# GIVEN PROBLEM:
In the listing below, find every line containing "this" and copy it out.

# ITEMS:

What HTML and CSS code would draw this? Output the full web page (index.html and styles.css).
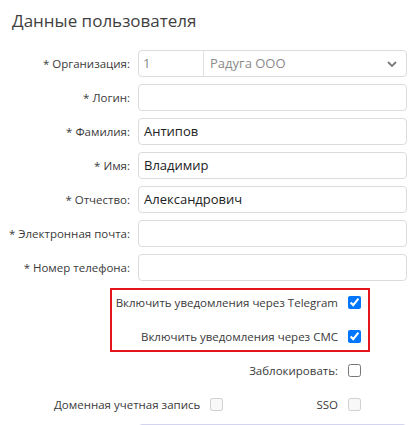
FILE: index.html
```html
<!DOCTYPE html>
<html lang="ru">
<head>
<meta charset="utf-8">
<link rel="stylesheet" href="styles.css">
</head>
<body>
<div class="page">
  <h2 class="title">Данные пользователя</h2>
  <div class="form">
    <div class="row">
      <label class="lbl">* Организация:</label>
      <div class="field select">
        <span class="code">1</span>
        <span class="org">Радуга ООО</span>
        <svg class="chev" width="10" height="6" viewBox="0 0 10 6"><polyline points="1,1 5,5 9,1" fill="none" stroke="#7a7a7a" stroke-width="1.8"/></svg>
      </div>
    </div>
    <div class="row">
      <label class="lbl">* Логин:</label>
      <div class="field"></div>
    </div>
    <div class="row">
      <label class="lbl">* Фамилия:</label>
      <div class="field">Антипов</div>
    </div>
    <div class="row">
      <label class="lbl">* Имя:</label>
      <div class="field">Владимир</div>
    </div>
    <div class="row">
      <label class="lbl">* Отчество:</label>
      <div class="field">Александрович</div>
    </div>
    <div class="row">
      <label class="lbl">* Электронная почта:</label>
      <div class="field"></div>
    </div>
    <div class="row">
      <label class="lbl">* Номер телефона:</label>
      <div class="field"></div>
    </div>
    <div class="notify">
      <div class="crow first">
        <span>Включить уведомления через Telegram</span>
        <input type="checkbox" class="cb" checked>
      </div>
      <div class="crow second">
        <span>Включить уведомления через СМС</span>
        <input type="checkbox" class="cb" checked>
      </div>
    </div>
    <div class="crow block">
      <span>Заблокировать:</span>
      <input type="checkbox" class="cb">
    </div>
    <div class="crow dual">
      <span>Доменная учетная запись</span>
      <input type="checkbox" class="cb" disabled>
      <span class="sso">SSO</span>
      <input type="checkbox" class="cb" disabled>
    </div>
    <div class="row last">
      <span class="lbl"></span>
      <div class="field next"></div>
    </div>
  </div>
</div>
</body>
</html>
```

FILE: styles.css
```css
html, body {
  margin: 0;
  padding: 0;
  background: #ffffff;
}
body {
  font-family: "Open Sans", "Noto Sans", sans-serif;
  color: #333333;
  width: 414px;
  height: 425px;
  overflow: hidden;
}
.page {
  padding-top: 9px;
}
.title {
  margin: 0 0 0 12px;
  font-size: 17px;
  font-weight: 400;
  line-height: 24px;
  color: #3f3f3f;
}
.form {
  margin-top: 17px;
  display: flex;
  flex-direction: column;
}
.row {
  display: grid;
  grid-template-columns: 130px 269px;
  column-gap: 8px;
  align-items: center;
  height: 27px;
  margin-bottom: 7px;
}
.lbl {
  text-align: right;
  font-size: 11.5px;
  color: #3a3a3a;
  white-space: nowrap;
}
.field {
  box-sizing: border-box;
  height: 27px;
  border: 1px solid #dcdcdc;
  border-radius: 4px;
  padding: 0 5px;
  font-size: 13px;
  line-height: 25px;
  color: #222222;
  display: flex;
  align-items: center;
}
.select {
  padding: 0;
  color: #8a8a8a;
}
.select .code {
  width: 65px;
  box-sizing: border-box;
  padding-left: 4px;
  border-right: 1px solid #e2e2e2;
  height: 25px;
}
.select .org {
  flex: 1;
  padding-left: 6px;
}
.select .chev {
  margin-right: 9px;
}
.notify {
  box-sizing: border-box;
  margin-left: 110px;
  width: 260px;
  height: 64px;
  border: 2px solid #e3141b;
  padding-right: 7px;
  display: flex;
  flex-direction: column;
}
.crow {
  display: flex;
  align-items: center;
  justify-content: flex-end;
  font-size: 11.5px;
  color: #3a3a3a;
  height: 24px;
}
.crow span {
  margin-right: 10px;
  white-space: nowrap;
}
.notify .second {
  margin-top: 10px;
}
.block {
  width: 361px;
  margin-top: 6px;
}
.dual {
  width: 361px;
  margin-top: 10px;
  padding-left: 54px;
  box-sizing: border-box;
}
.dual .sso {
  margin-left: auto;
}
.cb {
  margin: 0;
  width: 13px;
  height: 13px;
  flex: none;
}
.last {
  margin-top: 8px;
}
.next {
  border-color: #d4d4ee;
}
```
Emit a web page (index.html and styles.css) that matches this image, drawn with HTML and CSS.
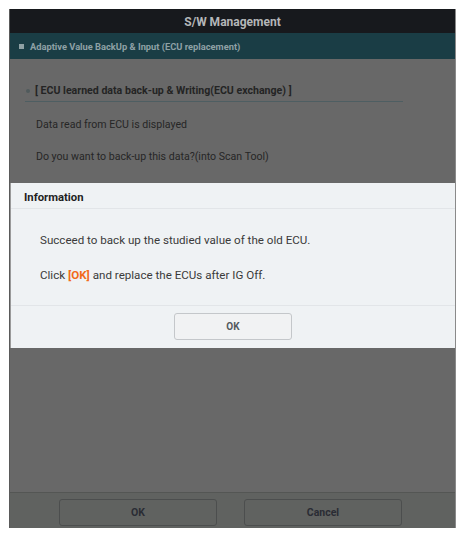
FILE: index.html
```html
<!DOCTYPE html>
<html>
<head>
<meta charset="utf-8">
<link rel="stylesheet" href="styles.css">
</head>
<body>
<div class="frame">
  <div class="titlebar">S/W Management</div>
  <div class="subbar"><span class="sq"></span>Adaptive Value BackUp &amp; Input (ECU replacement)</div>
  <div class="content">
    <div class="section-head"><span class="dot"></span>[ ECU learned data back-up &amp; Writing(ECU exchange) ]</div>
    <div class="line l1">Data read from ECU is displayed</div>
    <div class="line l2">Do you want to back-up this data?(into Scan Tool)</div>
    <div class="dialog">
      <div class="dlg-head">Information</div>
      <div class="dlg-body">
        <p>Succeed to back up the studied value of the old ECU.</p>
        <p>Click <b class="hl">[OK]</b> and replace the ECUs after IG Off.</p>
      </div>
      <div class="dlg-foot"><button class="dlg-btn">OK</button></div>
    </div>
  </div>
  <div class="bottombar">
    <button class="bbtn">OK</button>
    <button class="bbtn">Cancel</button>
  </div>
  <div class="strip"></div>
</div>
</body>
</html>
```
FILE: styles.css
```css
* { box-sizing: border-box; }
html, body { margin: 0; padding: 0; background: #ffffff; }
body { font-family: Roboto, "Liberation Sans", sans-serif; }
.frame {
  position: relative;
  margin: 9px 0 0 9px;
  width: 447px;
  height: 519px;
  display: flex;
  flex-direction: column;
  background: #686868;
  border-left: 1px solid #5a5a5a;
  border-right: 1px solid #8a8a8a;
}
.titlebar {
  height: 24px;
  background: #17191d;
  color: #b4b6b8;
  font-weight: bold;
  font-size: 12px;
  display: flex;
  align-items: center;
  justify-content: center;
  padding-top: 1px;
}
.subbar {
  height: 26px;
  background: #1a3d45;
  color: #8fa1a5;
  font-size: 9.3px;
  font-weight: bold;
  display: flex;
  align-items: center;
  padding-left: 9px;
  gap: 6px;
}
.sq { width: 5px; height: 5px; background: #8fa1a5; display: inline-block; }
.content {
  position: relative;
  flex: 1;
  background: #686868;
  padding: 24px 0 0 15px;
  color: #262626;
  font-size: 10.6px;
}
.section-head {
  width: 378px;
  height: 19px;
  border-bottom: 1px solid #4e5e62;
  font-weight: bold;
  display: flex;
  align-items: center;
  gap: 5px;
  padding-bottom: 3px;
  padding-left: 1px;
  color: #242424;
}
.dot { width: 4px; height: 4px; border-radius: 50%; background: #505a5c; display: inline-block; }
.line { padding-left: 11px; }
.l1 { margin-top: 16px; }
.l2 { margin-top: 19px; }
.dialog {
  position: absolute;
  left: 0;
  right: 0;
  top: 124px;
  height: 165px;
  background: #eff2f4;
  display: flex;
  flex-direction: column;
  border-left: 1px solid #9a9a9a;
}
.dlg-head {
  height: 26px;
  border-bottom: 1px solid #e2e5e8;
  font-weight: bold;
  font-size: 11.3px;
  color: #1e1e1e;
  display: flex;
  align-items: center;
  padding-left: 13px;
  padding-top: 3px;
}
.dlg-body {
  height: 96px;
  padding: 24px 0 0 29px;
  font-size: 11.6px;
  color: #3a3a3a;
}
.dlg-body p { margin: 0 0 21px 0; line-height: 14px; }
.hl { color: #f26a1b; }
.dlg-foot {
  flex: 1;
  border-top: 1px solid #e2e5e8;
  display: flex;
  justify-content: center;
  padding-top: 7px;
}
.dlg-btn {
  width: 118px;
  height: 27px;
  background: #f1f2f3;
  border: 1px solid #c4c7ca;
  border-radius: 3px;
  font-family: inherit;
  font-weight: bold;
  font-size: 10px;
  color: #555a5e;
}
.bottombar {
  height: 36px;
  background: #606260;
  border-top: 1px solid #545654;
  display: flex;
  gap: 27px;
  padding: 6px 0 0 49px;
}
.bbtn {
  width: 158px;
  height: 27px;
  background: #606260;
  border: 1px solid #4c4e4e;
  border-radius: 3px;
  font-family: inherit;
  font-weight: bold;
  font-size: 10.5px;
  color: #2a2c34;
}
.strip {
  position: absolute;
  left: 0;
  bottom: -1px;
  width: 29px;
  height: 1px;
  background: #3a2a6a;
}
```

# WORKED ANSWER:
What HTML and CSS code would draw this? Output the full web page (index.html and styles.css).
Emit a web page (index.html and styles.css) that matches this image, drawn with HTML and CSS.
    <div class="line l2">Do you want to back-up this data?(into Scan Tool)</div>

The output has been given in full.